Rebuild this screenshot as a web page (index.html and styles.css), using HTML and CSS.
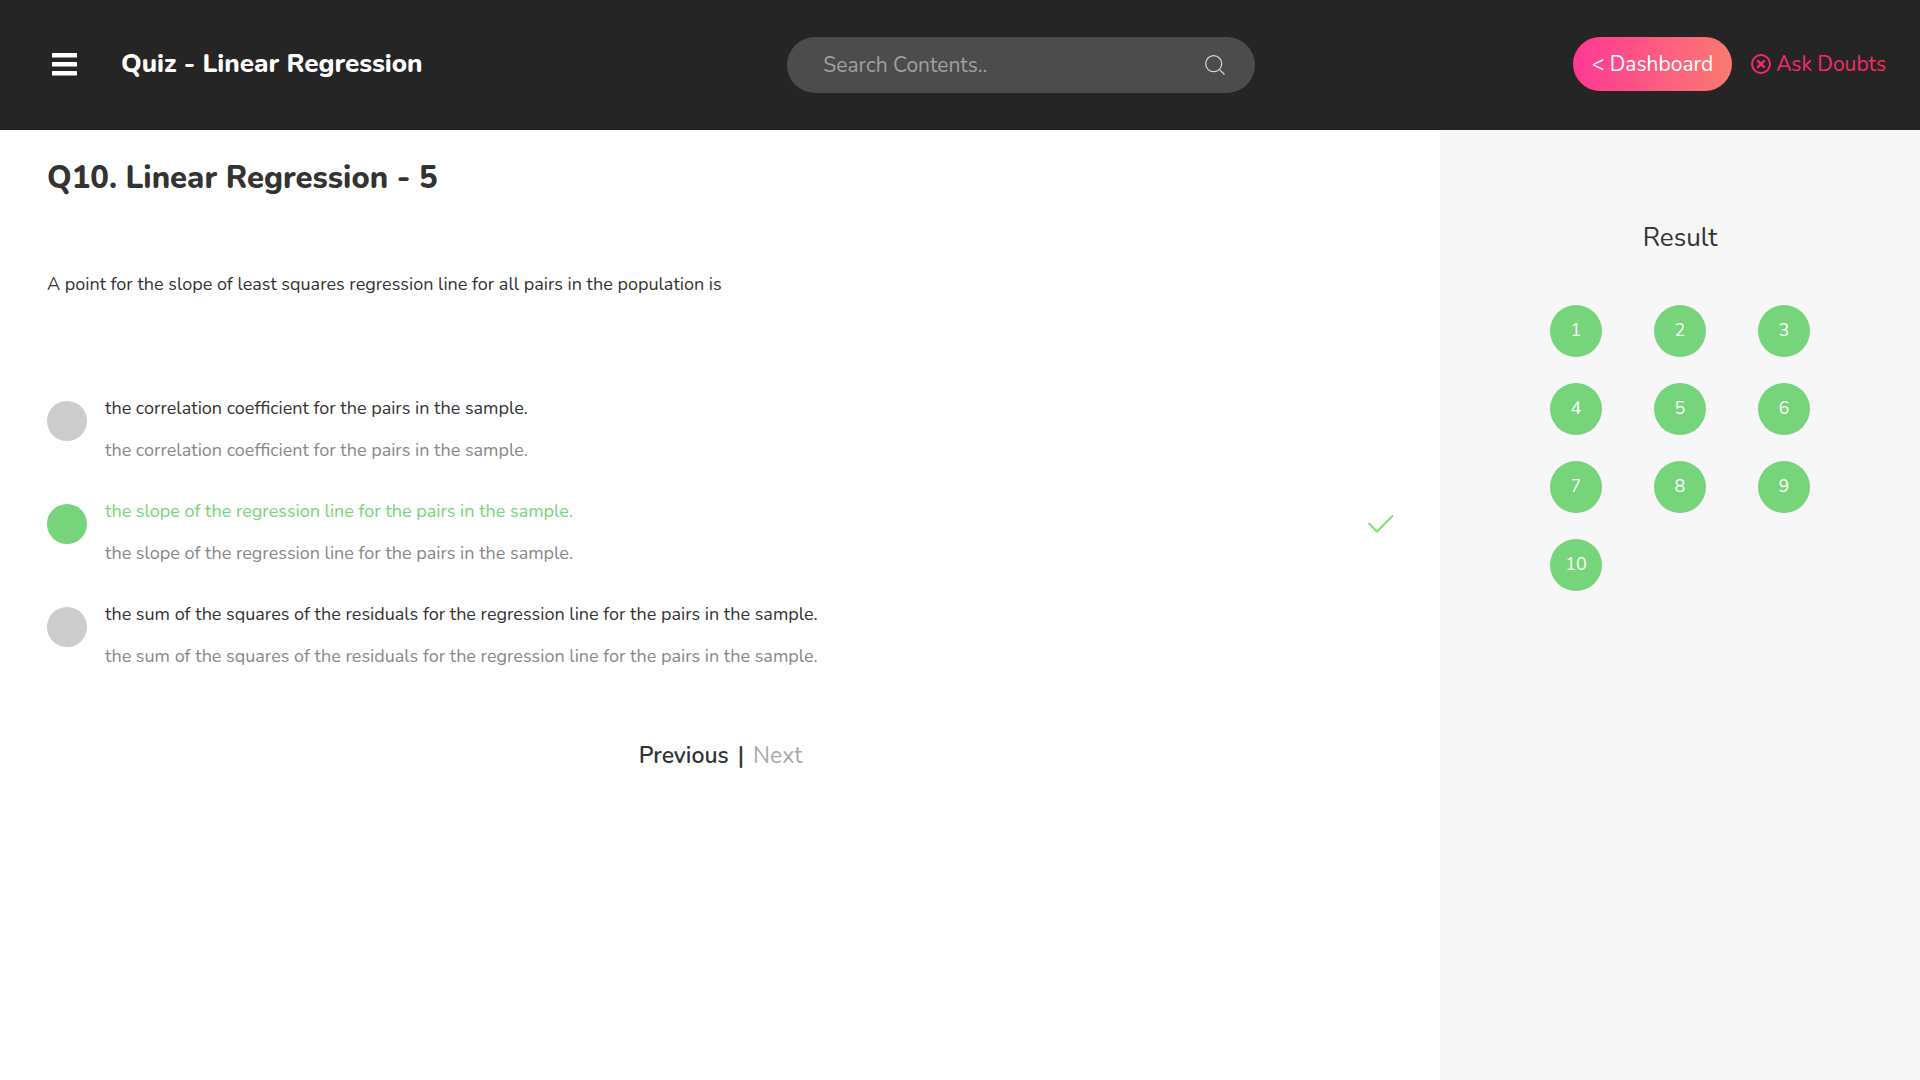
FILE: index.html
```html
<!DOCTYPE html>
<html lang="en">
<head>
<meta charset="utf-8">
<meta name="viewport" content="width=device-width, initial-scale=1">
<title>Quiz - Linear Regression</title>
<link rel="stylesheet" href="styles.css">
</head>
<body>
<header class="topbar">
  <div class="topbar-start">
    <button class="menu-button" type="button" aria-label="Menu">
      <svg width="26" height="24" viewBox="0 0 26 24" fill="#fff" aria-hidden="true"><rect x="0" y="1" width="25" height="4.5" rx=".5"/><rect x="0" y="10" width="25" height="4.5" rx=".5"/><rect x="0" y="19" width="25" height="4.5" rx=".5"/></svg>
    </button>
    <h1 class="topbar-title">Quiz - Linear Regression</h1>
  </div>
  <form class="search" role="search">
    <input class="search-input" type="search" placeholder="Search Contents.." aria-label="Search Contents">
    <button class="search-button" type="submit" aria-label="Search">
      <svg width="20" height="20" viewBox="0 0 20 20" fill="none" stroke="#d8d8d8" stroke-width="1.2" aria-hidden="true"><circle cx="8.7" cy="8.7" r="8"/><path d="M14.3 14.3L19.5 19.5"/></svg>
    </button>
  </form>
  <nav class="topbar-end">
    <a class="dashboard-link" href="#">&lt; Dashboard</a>
    <a class="doubts-link" href="#">
      <svg width="20" height="20" viewBox="0 0 20 20" fill="none" stroke="#f72a66" aria-hidden="true"><circle cx="10" cy="10" r="9" stroke-width="2"/><path d="M6.4 6.4L13.6 13.6M13.6 6.4L6.4 13.6" stroke-width="2.4"/></svg>
      Ask Doubts</a>
  </nav>
</header>
<div class="layout">
  <main class="question">
    <h2 class="question-title">Q10. Linear Regression - 5</h2>
    <p class="question-text" id="question">A point for the slope of least squares regression line for all pairs in the population is</p>
    <div class="options" role="radiogroup" aria-labelledby="question">
      <div class="option">
        <input class="option-radio" type="radio" name="answer" id="answer-1">
        <div class="option-body">
          <label class="option-label" for="answer-1">the correlation coefficient for the pairs in the sample.</label>
          <p class="option-note">the correlation coefficient for the pairs in the sample.</p>
        </div>
      </div>
      <div class="option">
        <input class="option-radio" type="radio" name="answer" id="answer-2" checked>
        <div class="option-body">
          <label class="option-label option-label-correct" for="answer-2">the slope of the regression line for the pairs in the sample.</label>
          <p class="option-note">the slope of the regression line for the pairs in the sample.</p>
        </div>
        <svg class="option-check" width="28" height="20" viewBox="0 0 28 20" fill="none" stroke="#76e370" stroke-width="2" aria-hidden="true"><path d="M2.5 9L11 17.5L27 1.5"/></svg>
      </div>
      <div class="option">
        <input class="option-radio" type="radio" name="answer" id="answer-3">
        <div class="option-body">
          <label class="option-label" for="answer-3">the sum of the squares of the residuals for the regression line for the pairs in the sample.</label>
          <p class="option-note">the sum of the squares of the residuals for the regression line for the pairs in the sample.</p>
        </div>
      </div>
    </div>
    <nav class="pager">
      <a class="pager-previous" href="#">Previous</a>
      <span class="pager-divider">|</span>
      <a class="pager-next" href="#">Next</a>
    </nav>
  </main>
  <aside class="result">
    <h2 class="result-title">Result</h2>
    <div class="result-grid">
      <a class="result-item" href="#">1</a>
      <a class="result-item" href="#">2</a>
      <a class="result-item" href="#">3</a>
      <a class="result-item" href="#">4</a>
      <a class="result-item" href="#">5</a>
      <a class="result-item" href="#">6</a>
      <a class="result-item" href="#">7</a>
      <a class="result-item" href="#">8</a>
      <a class="result-item" href="#">9</a>
      <a class="result-item" href="#">10</a>
    </div>
  </aside>
</div>
</body>
</html>
```
FILE: styles.css
```css
* {
  box-sizing: border-box;
}

body {
  display: flex;
  flex-direction: column;
  min-height: 100vh;
  margin: 0;
  background: #fff;
  color: #333;
  font-family: Nunito, Lato, sans-serif;
  font-size: 18px;
  line-height: 24px;
}

h1, h2, p {
  margin: 0;
}

a {
  color: inherit;
  text-decoration: none;
}

button {
  padding: 0;
  border: 0;
  background: none;
  cursor: pointer;
}

svg {
  display: block;
  flex: none;
}

.topbar {
  display: grid;
  grid-template-columns: 63fr 40fr 54fr;
  align-items: start;
  padding: 37px 34px 37px 51px;
  background: #252525;
}

.topbar-start {
  display: flex;
  align-items: center;
  gap: 43px;
  height: 54px;
  padding-left: 1px;
}

.topbar-title {
  color: #fff;
  font-size: 26px;
  font-weight: 800;
  line-height: 32px;
}

.search {
  display: flex;
  align-items: center;
  height: 56px;
  padding: 0 30px 0 36px;
  border-radius: 28px;
  background: #4c4c4c;
}

.search-input {
  flex: 1;
  min-width: 0;
  padding: 0;
  border: 0;
  outline: 0;
  background: none;
  color: #fff;
  font: inherit;
  font-size: 21px;
}

.search-input::placeholder {
  color: #a0a0a0;
}

.topbar-end {
  display: flex;
  align-items: center;
  justify-content: flex-end;
  gap: 19px;
  font-size: 21px;
}

.dashboard-link {
  padding: 15px 19px;
  border-radius: 27px;
  background: linear-gradient(to right, #ff3895, #fb7a70);
  color: #fff;
}

.doubts-link {
  display: flex;
  align-items: center;
  gap: 5px;
  color: #f72a66;
}

.layout {
  display: grid;
  grid-template-columns: 3fr 1fr;
  flex: 1;
}

.question {
  padding: 32px 46px 32px 47px;
}

.question-title {
  font-size: 31px;
  font-weight: 800;
  line-height: 32px;
}

.question-text {
  margin-top: 78px;
}

.options {
  display: grid;
  gap: 37px;
  margin-top: 100px;
}

.option {
  display: flex;
  gap: 18px;
}

.option-radio {
  flex: none;
  width: 40px;
  height: 40px;
  margin: 5px 0 0;
  border-radius: 50%;
  appearance: none;
  background: #ccc;
}

.option-radio:checked {
  background: #76d47b;
}

.option-body {
  flex: 1;
}

.option-label {
  display: block;
}

.option-label-correct {
  color: #76d47b;
}

.option-note {
  margin-top: 18px;
  color: #888;
}

.option-check {
  margin-top: 15px;
}

.pager {
  display: flex;
  justify-content: center;
  gap: 9px;
  margin-top: 76px;
  font-size: 23px;
  font-weight: 600;
}

.pager-next {
  color: #aaa;
  font-weight: 400;
}

.result {
  padding: 92px 24px 24px;
  background: #f7f7f7;
}

.result-title {
  font-size: 26px;
  font-weight: 400;
  line-height: 32px;
  text-align: center;
}

.result-grid {
  display: grid;
  grid-template-columns: repeat(3, 52px);
  gap: 26px 52px;
  justify-content: center;
  margin-top: 51px;
}

.result-item {
  height: 52px;
  border-radius: 50%;
  background: #76d47b;
  color: #fff;
  line-height: 50px;
  text-align: center;
}
```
■ ■ ■ ■ ■
(TASK OBJECTIVE) Scan the lines above for "styles", then copy every one that has it.

(ANSWER FOR THE TASK)
Rebuild this screenshot as a web page (index.html and styles.css), using HTML and CSS.
<link rel="stylesheet" href="styles.css">
FILE: styles.css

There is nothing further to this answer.